The Haymarket Squares' "Sheriff Joe" ditty recalls such folk songsters of yore, such as Pete Seeger and Woody Guthrie. It makes a cool companion piece to Tucson rapper Outlaw Fleetwood's hip-hop tune "Tent City," which I wrote about in a September Bird column.

In addition, the opening of the new Arizona Latino Arts and Cultural Center, at 147 East Adams Street, across from the Hyatt hotel downtown, featured a handful of artworks aimed at Arpaio, the MCSO, and their persecution of the undocumented. ALAC's debut exhibit, "Visiones," included more than 45 artists, most of them doing less-controversial stuff. But it was the anti-Joe material that caught my eye.

Chino Valley sculptor David Romo depicted Arpaio as a creepy, lizard-y king, with an alligator head topped by a copper crown and a skeletal steel body that held a pair of handcuffs in one hand and a key in the other.

A mini-mural on canvas done by Phoenix artist Francisco Garcia showed an Arizona divided, literally, by a bifurcated face. Half was Joe's face, flanked by an MCSO deputy in a black ski mask, drawing down on the viewer. The left half was the face of César Chávez, and to his side, Latino students demonstrating in favor of the Dream Act.

The masked cop was inspired by a March New Times cover illustrating Village Voice Media Executive Editor Michael Lacey's feature, "Are Your Papers in Order?," the beginning of our series on Arpaio's racial profiling. You may also recall that Garcia is the same artist whose work was censored by the Pine-Strawberry Elementary School because it included the image of an African-American child.

The third anti-MCSO offering was the most iconic, and the most powerful: painter Ramon Delgadillo's Crucifixion. On an orange backdrop, a sheriff's deputy points his handgun at a kneeling prisoner. The prisoner's arms are outstretched, his hands bearing stigmata. Around his head is a golden aura indicating sainthood.

"Everybody's being crucified by this guy [Arpaio]," Delgadillo, 60, said to me about the religious overtones in his piece. "That's the way I feel about what he's doing to our people."

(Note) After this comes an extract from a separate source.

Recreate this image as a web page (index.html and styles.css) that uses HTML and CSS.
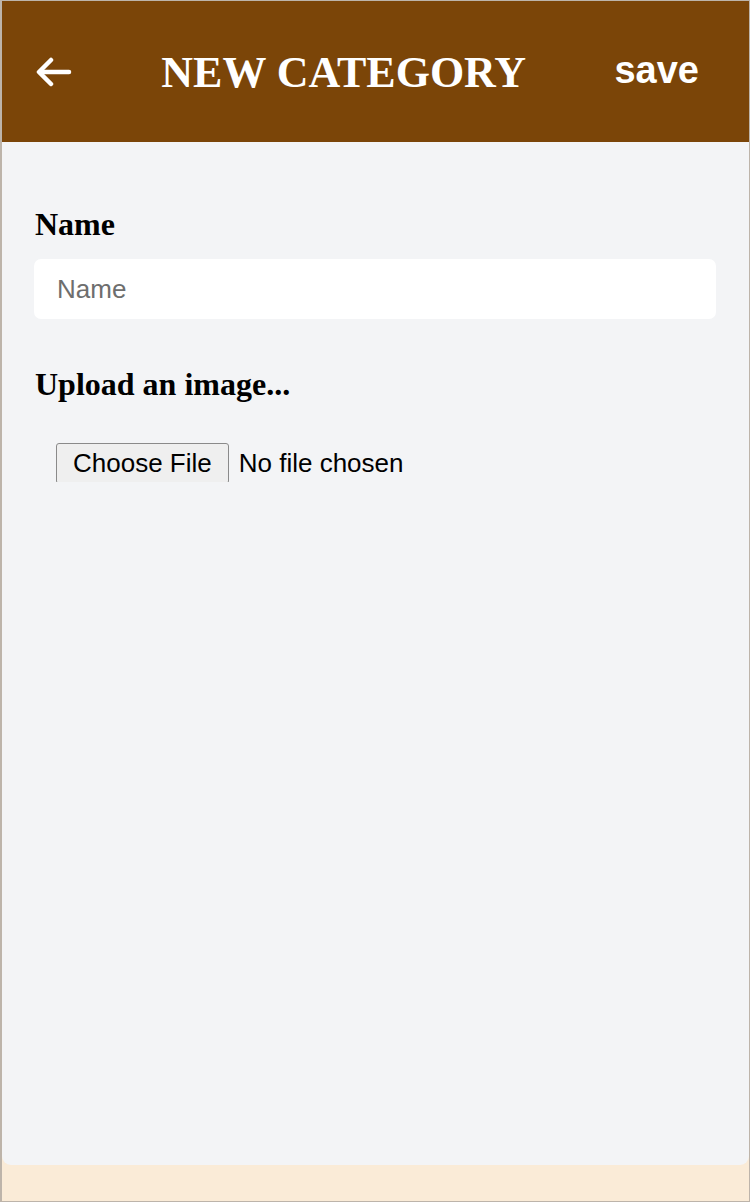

Delgadillo has experienced MCSO discrimination first-hand. A court interpreter, he was denied access to Joe's jails in 2007, even though he'd worked in the court system for more than 25 years, and though he was and is a naturalized American citizen. Arpaio's goons were demanding that Delgadillo prove his citizenship.

"Throughout time, artists have been the voice of rebellion," said Delgadillo, who still works for the courts as a freelance interpreter. "And they have exposed things like this to the world. I can't imagine doing something just because it looks pretty."